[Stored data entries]
--- start ---

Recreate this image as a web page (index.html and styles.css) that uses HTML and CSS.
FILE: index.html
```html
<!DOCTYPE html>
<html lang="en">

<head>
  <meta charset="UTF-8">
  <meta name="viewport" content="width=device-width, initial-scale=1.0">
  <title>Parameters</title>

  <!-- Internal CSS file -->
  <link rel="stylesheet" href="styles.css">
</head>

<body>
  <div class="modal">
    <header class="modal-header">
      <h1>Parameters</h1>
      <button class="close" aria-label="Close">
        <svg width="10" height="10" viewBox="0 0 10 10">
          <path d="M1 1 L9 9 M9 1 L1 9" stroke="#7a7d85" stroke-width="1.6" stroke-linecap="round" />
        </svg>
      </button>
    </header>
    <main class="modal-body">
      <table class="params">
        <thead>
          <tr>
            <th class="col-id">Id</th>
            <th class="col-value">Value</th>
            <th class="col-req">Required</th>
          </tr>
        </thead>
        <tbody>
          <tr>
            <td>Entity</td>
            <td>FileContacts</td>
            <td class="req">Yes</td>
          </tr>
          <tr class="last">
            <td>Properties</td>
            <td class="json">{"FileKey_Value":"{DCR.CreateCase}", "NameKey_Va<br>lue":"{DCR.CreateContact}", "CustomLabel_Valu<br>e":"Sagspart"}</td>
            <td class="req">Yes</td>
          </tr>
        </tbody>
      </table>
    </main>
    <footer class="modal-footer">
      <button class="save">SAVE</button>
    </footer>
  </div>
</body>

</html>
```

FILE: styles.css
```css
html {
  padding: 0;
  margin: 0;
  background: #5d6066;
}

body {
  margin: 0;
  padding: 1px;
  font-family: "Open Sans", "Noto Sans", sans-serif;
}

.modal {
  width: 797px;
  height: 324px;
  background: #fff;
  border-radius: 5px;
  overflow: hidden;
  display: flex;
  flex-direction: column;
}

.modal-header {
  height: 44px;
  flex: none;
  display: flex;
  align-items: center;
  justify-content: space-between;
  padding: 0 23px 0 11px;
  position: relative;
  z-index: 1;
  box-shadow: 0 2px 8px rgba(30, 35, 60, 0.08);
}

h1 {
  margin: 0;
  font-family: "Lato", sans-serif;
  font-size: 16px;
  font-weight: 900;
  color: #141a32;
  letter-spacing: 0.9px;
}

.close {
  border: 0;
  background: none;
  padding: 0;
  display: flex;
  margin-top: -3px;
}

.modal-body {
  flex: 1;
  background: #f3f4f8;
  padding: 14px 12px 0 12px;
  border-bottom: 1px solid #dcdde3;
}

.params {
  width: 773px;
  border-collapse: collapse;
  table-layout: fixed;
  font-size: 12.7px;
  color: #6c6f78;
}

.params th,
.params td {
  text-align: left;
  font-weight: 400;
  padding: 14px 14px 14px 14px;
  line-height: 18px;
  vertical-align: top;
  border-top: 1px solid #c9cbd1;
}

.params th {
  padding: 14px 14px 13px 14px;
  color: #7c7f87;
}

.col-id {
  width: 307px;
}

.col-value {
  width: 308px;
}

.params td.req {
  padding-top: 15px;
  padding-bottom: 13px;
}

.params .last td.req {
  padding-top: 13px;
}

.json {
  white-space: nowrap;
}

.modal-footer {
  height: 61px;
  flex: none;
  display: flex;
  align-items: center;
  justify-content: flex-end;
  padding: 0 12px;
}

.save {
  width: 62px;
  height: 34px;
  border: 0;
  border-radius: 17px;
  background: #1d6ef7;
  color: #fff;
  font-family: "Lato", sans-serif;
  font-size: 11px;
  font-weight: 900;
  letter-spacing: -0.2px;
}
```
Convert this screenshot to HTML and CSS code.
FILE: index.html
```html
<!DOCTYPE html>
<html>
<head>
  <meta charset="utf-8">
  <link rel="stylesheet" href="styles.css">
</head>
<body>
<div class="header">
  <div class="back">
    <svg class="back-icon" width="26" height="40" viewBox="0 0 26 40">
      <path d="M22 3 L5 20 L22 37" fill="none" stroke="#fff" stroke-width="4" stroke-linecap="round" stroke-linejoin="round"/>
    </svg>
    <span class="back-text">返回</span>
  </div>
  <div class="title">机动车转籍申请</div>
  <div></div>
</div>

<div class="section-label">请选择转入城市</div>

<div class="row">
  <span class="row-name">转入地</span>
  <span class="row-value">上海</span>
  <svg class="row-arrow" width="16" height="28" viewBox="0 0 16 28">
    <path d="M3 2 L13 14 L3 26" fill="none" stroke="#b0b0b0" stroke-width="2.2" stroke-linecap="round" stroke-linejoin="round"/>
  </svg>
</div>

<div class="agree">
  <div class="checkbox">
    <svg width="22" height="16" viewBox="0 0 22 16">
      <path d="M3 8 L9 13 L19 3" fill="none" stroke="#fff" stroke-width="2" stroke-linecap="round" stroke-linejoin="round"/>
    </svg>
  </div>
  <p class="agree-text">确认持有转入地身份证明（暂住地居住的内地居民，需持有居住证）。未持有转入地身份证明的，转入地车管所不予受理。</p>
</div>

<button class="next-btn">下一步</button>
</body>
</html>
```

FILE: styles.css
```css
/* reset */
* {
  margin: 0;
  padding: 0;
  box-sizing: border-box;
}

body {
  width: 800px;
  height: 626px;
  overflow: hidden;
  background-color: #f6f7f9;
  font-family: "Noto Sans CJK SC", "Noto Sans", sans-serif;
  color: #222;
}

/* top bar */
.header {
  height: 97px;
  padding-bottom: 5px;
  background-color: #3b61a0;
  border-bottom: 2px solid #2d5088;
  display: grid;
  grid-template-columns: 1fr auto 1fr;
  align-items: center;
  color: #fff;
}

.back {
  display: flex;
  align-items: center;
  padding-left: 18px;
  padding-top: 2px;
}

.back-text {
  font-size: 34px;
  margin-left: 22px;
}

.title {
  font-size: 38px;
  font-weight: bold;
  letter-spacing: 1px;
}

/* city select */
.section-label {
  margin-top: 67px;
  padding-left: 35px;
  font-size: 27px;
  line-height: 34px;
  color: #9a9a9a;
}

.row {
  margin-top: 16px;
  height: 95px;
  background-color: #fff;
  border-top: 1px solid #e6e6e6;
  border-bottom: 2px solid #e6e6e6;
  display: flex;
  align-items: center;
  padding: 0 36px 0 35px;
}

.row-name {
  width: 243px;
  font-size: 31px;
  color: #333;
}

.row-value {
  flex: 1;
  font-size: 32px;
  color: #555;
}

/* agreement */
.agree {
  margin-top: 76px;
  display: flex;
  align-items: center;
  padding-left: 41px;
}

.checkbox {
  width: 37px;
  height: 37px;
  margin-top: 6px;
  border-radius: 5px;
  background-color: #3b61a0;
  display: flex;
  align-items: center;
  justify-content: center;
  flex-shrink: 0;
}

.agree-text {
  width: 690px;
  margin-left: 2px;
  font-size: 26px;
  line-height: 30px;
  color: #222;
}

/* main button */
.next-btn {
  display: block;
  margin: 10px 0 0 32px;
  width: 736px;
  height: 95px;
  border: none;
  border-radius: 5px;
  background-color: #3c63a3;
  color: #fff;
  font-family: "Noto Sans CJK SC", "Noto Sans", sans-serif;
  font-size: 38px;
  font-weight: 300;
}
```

--- end ---

TASK
Scan the records for the string "index". Copy each line in which it appears.

FINAL RESULT
Recreate this image as a web page (index.html and styles.css) that uses HTML and CSS.
FILE: index.html
  z-index: 1;
FILE: index.html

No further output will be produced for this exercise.